How do you actually triage 1000+ regression tests without losing your mind?
I run a large Playwright regression suite (~1000 tests, TypeScript). I've invested a lot in making the suite itself solid — strict data-testid selectors only, no flimsy CSS/XPath locators, and I've built custom tooling with Claude Code (AI-assisted skills) that runs the tests and auto-generates detailed reports on Confluence so the whole team can review results without touching the codebase.
So the test infrastructure is pretty tight. My problem isn't writing or maintaining tests — it's what happens after they finish.
Every execution gives me a wall of results and I spend a lot of time figuring out what's actually going on. For each failure I have to determine: is this a flaky test? A real test defect? An actual product bug? A one-time environment issue (slow load, timeout, whatever)?
I end up re-running tests manually just to check if the failure reproduces. When it does, I still go back and forth with manual QA or product to confirm whether it's a known behavior or a real bug. That loop alone eats hours.
Everything runs locally for now — no CI/CD yet, no historical data on pass/fail trends. Just me going through the Confluence report after each run trying to make sense of it.
For those of you dealing with large Playwright suites:
- How do you classify failures efficiently?
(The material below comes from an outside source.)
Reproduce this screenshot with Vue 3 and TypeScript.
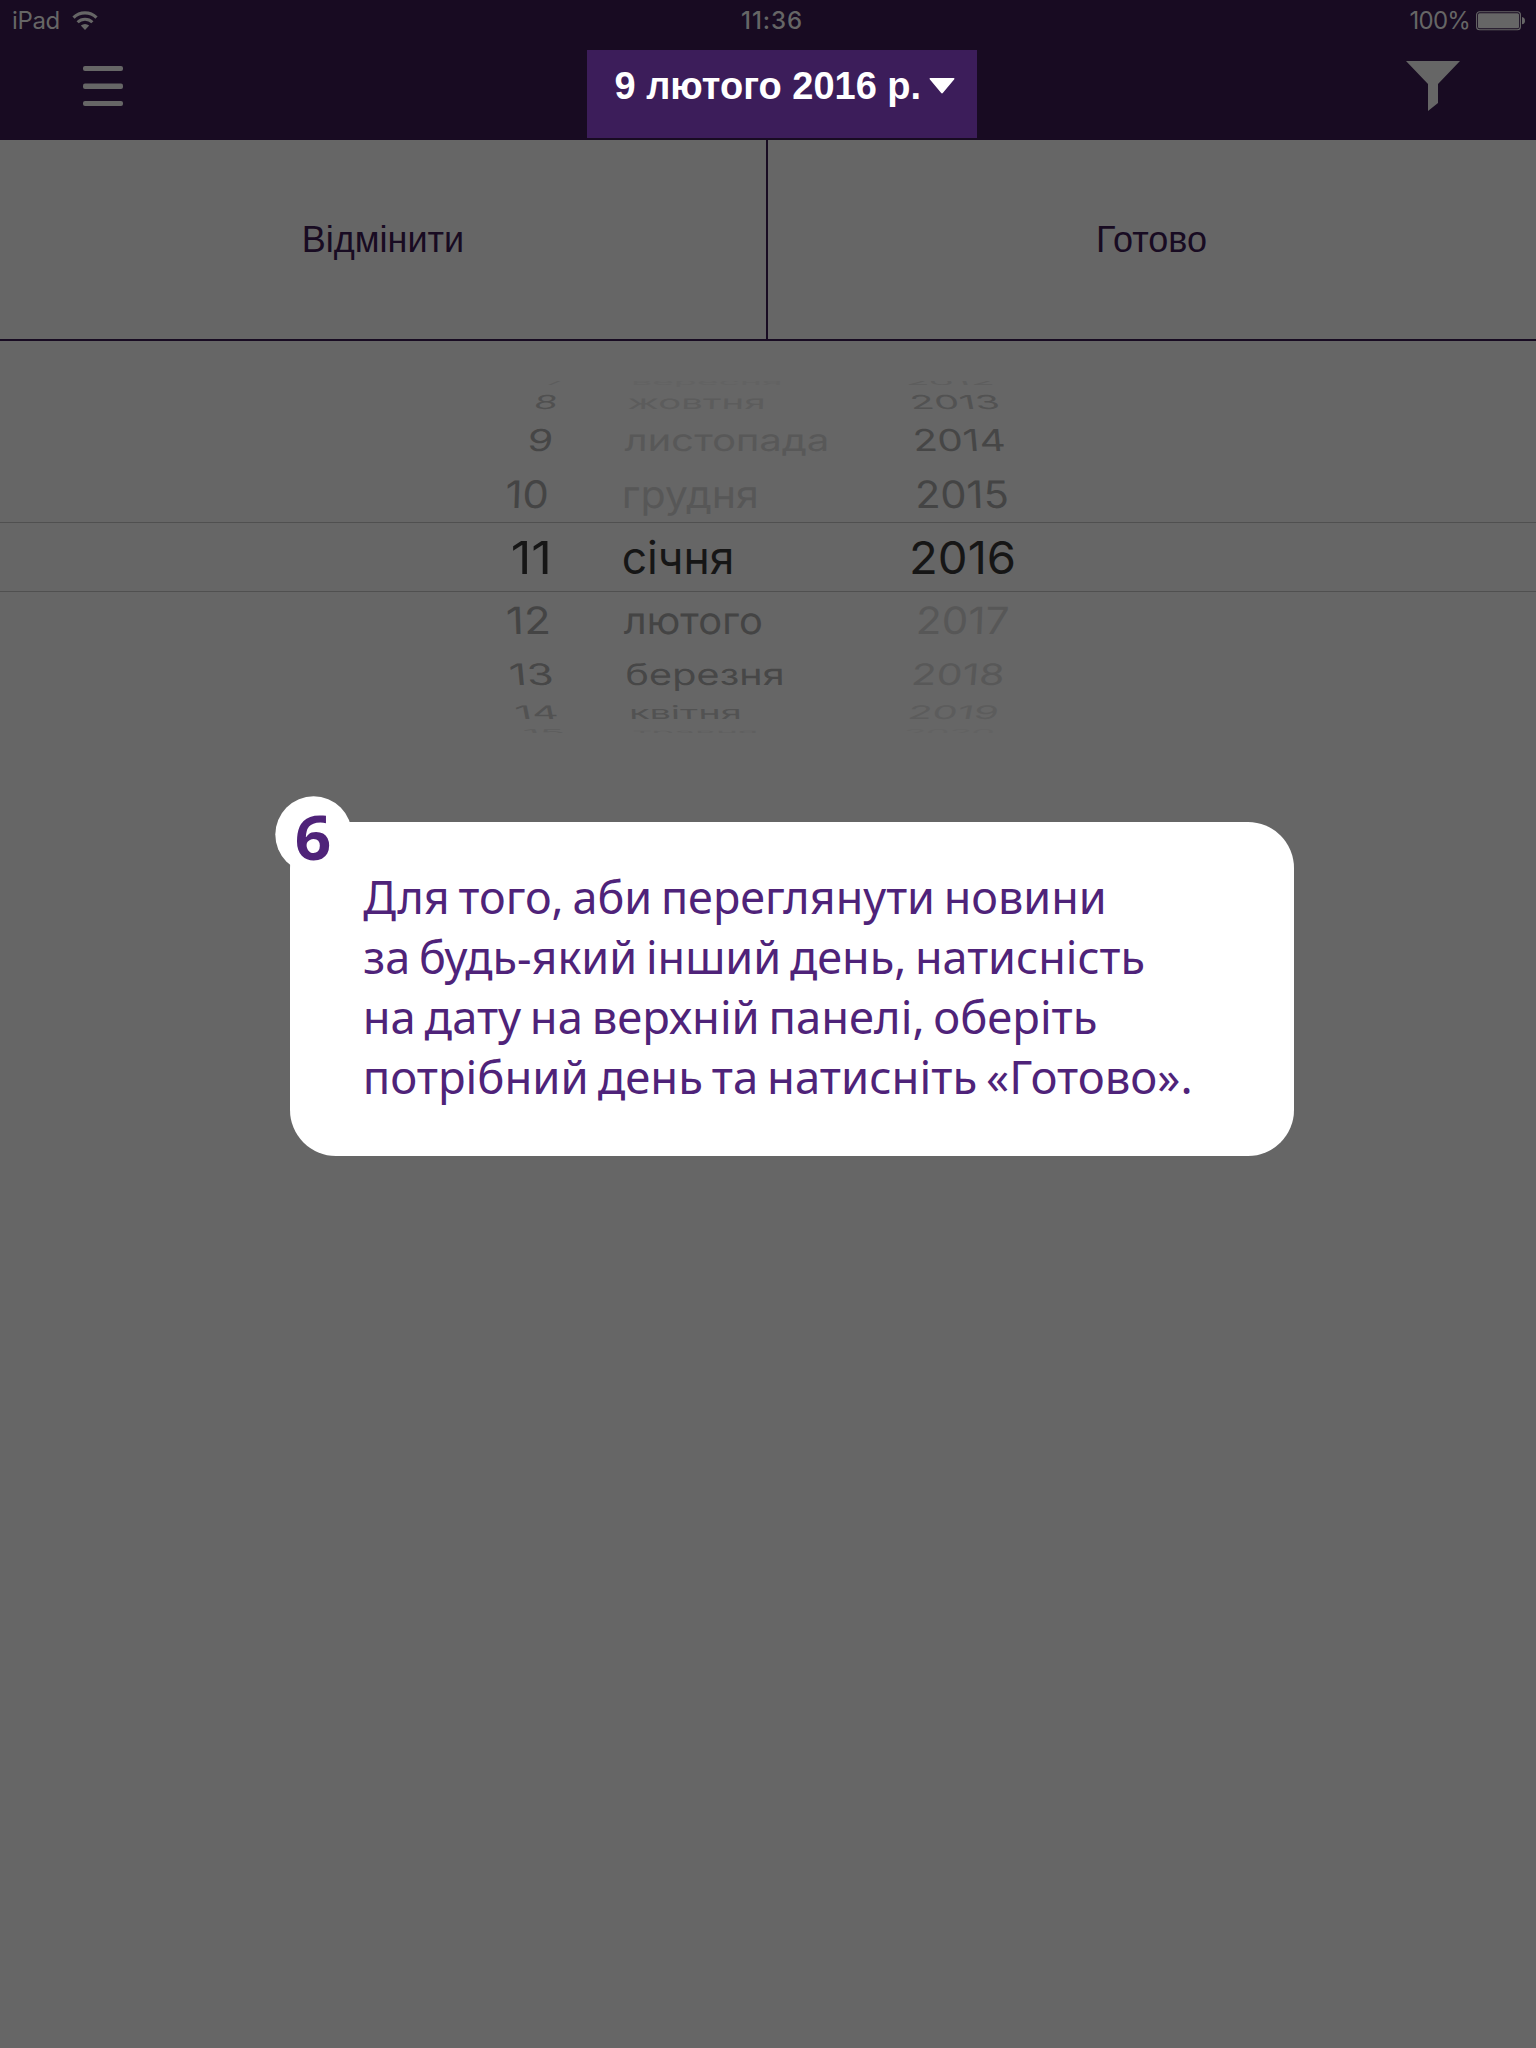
<script setup lang="ts">
type Align = 'day' | 'month' | 'year'

interface Label {
  text: string
  left: number
  right: number
  color: string
}

interface WheelRow {
  baseline: number
  cap: number
  lean: number
  cells: Record<Align, Label>
}

const WHEEL_TOP = 381
const WHEEL_FONT = 46
const WHEEL_CAP = WHEEL_FONT * 0.727
const wheelFamily = 'Inter, "Noto Sans", sans-serif'
const cardFamily = '"Noto Sans", "Open Sans", sans-serif'

const ctx = document.createElement('canvas').getContext('2d')!

/* Horizontal scale and offset that make the ink of a text span left..right. */
function fit(text: string, font: string, left: number, right: number, wordSpacing = '0px') {
  ctx.font = font
  ctx.wordSpacing = wordSpacing
  const m = ctx.measureText(text)
  const scale = (right - left) / (m.actualBoundingBoxRight + m.actualBoundingBoxLeft)
  return { scale, x: left + m.actualBoundingBoxLeft * scale }
}

function label(text: string, left: number, right: number, color: string): Label {
  return { text, left, right, color }
}

function row(baseline: number, cap: number, lean: number, day: Label, month: Label, year: Label): WheelRow {
  return { baseline, cap, lean, cells: { day, month, year } }
}

const rows: WheelRow[] = [
  row(385, 6, 0.4, label('7', 547.1, 562.9, '#5d5d5d'), label('вересня', 633.6, 780, '#626262'), label('2012', 906.8, 991.8, '#5d5d5d')),
  row(409, 14, 0.2, label('8', 535.7, 556.4, '#505050'), label('жовтня', 628.6, 762.9, '#5c5c5c'), label('2013', 912.1, 997.9, '#525252')),
  row(451, 22, 0.09, label('9', 529.3, 551.4, '#464646'), label('листопада', 624.6, 827.1, '#585858'), label('2014', 915, 1004.3, '#464646')),
  row(508, 27.5, 0.035, label('10', 507.1, 547.1, '#444444'), label('грудня', 624.6, 755.7, '#575757'), label('2015', 917.5, 1007.1, '#444444')),
  row(574, 33, 0, label('11', 512.9, 547.9, '#161616'), label('січня', 623.6, 731, '#161616'), label('2016', 912.1, 1013.6, '#161616')),
  row(633.5, 27.3, -0.035, label('12', 507.9, 547.9, '#444444'), label('лютого', 623.6, 761.4, '#444444'), label('2017', 918.6, 1007.5, '#575757')),
  row(685, 21.5, -0.09, label('13', 510.7, 551.4, '#474747'), label('березня', 627.1, 781.8, '#474747'), label('2018', 913.9, 1002.9, '#585858')),
  row(719, 13.5, -0.2, label('14', 516.4, 557.1, '#525252'), label('квітня', 631.4, 738.9, '#525252'), label('2019', 910.4, 997.1, '#5c5c5c')),
  row(735, 5.7, -0.4, label('15', 524.6, 563.6, '#5d5d5d'), label('травня', 633.6, 755.7, '#5f5f5f'), label('2020', 905.7, 993.6, '#626262')),
]

const leanFactor: Record<Align, number> = { day: -1, month: -0.15, year: 1 }

const wheel = rows.flatMap((r) =>
  (Object.keys(r.cells) as Align[]).map((key) => {
    const c = r.cells[key]
    const k = r.lean * leanFactor[key]
    const spread = Math.abs(k) * r.cap * 0.15
    const f = fit(c.text, `${WHEEL_FONT}px ${wheelFamily}`, c.left + spread, c.right - spread)
    const sy = r.cap / WHEEL_CAP
    return {
      text: c.text,
      color: c.color,
      transform: `matrix(${f.scale} 0 ${k * sy} ${sy} ${f.x + (k * r.cap) / 2} ${r.baseline - WHEEL_TOP})`,
    }
  }),
)

const message = [
  { text: 'Для того, аби переглянути новини', left: 363.3, right: 1103.6, baseline: 914 },
  { text: 'за будь-який інший день, натисність', left: 364.3, right: 1143.2, baseline: 974 },
  { text: 'на дату на верхній панелі, оберіть', left: 365.7, right: 1095.7, baseline: 1034 },
  { text: 'потрібний день та натисніть «Готово».', left: 365.7, right: 1190.7, baseline: 1094 },
].map((line) => {
  const f = fit(line.text, `46px ${cardFamily}`, line.left - 290, line.right - 290, '-3px')
  return { text: line.text, transform: `matrix(${f.scale} 0 0 1 ${f.x} ${line.baseline - 822})` }
})

const badge = fit('6', '700 60px "Noto Sans"', 22, 55)
const badgeTransform = `matrix(${badge.scale} 0 0 1 ${badge.x} 63.5)`
</script>

<template>
  <main class="screen">
    <header class="top">
      <div class="status">
        <div class="carrier">
          <span>iPad</span>
          <svg class="wifi" width="26" height="20" viewBox="0 0 26 20">
            <path d="M1.5 6.6A16.5 16.5 0 0 1 24.5 6.6" fill="none" stroke="#666" stroke-width="3.2" />
            <path d="M5.6 11.2A10.6 10.6 0 0 1 20.4 11.2" fill="none" stroke="#666" stroke-width="3" />
            <path d="M13 19L8.8 14.6Q13 11.2 17.2 14.6Z" fill="#666" />
          </svg>
        </div>
        <span class="time">11:36</span>
        <div class="power">
          <span>100%</span>
          <svg width="50" height="20" viewBox="0 0 50 20">
            <rect x="0.6" y="0.7" width="43.8" height="18" rx="3" fill="none" stroke="#666" stroke-width="1.1" />
            <rect x="2" y="2.2" width="41" height="15" rx="1.5" fill="#666" />
            <path d="M46 6Q49 6.6 49 9.7T46 13.2Z" fill="#666" />
          </svg>
        </div>
      </div>
      <nav class="bar">
        <svg class="menu" width="40" height="40" viewBox="0 0 40 40" fill="#666">
          <rect width="40" height="5" rx="2" />
          <rect y="17.4" width="40" height="5.5" rx="2" />
          <rect y="35" width="40" height="5" rx="2" />
        </svg>
        <div class="date">
          <span>9 лютого 2016 р.</span>
          <svg width="26" height="16" viewBox="0 0 26 16">
            <path d="M1.2 0H24.8Q26 .3 25.3 1.3L14 14.8Q13 16 12 14.8L.7 1.3Q0 .3 1.2 0Z" fill="#fff" />
          </svg>
        </div>
        <svg class="filter" width="54" height="50" viewBox="0 0 54 50">
          <path d="M0 0H54L32 23V42L22 50V23Z" fill="#666" />
        </svg>
      </nav>
    </header>

    <div class="actions">
      <div class="action cancel">Відмінити</div>
      <div class="action done">Готово</div>
    </div>

    <svg class="wheel" width="1536" height="352" viewBox="0 0 1536 352">
      <rect y="141" width="1536" height="1" fill="#505050" />
      <rect y="210" width="1536" height="1" fill="#505050" />
      <text v-for="item in wheel" :key="item.text" :transform="item.transform" :fill="item.color">{{ item.text }}</text>
    </svg>

    <section class="card">
      <svg class="message" width="1004" height="334" viewBox="0 0 1004 334">
        <text v-for="line in message" :key="line.text" :transform="line.transform">{{ line.text }}</text>
      </svg>
      <svg class="badge" width="78" height="78" viewBox="0 0 78 78">
        <circle cx="38.6" cy="38.6" r="38.3" fill="#fff" />
        <text :transform="badgeTransform">6</text>
      </svg>
    </section>
  </main>
</template>

<style>
body {
  margin: 0;
  background: #666;
}
</style>

<style scoped>
.screen {
  width: 1536px;
  height: 2048px;
  overflow: hidden;
  background: #666;
}
.top {
  height: 140px;
  background: #180b22;
}
.status {
  display: grid;
  grid-template-columns: 1fr auto 1fr;
  align-items: center;
  height: 41px;
  box-sizing: border-box;
  padding: 0 10px 0 12px;
  color: #666;
  font: 24px/40px Inter, sans-serif;
}
.carrier,
.power {
  display: flex;
  align-items: center;
}
.carrier {
  gap: 12px;
  letter-spacing: -0.35px;
}
.time {
  font-weight: 500;
  letter-spacing: 0.9px;
  padding-left: 6px;
}
.power {
  justify-content: flex-end;
  gap: 6px;
  letter-spacing: -0.8px;
}
.bar {
  display: flex;
  justify-content: space-between;
  align-items: flex-start;
  padding: 9px 76px 0 83px;
}
.menu {
  margin-top: 16px;
}
.filter {
  margin-top: 11px;
}
.date {
  display: flex;
  justify-content: space-between;
  box-sizing: border-box;
  width: 390px;
  height: 88px;
  padding: 0 22px 0 28px;
  margin-left: 34px;
  background: #3c1d5a;
  color: #fff;
  font: bold 38px/73px "Liberation Sans", Arial, sans-serif;
  white-space: nowrap;
}
.date svg {
  margin-top: 28px;
}
.actions {
  display: flex;
  height: 199px;
  border-bottom: 2px solid #180b22;
  color: #180b22;
  font: 36px/200px "Liberation Sans", Arial, sans-serif;
  text-align: center;
}
.action {
  flex: 1;
}
.cancel {
  flex: 0 0 768px;
  box-sizing: border-box;
  border-right: 2px solid #180b22;
}
.done {
  padding-right: 1px;
}
.wheel {
  display: block;
  margin-top: 40px;
  overflow: hidden;
  font: 46px Inter, "Noto Sans", sans-serif;
}
.card {
  position: relative;
  width: 1004px;
  height: 334px;
  margin: 89px 0 0 290px;
  border-radius: 46px;
  background: #fff;
  fill: #4f2379;
}
.message {
  display: block;
  font: 46px "Noto Sans", "Open Sans", sans-serif;
  word-spacing: -3px;
}
.badge {
  position: absolute;
  left: -15px;
  top: -26px;
  font: 700 60px "Noto Sans", sans-serif;
}
</style>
Do you have a system for separating flaky from real, even without CI history?
- How do you handle flaky tests — retries, quarantine, tagging? Playwright has built-in retries but I'm not sure how people actually use them in practice at this scale.
- When you suspect a real bug, what's your process before escalating? Do you just file it and move on, or do you verify manually first?
- Any techniques or workflows that helped with triage specifically? Even just how you organize your review process would be useful.
Would love to hear how other teams deal with this because right now it feels like I'm doing most of it in my head and it doesn't scale.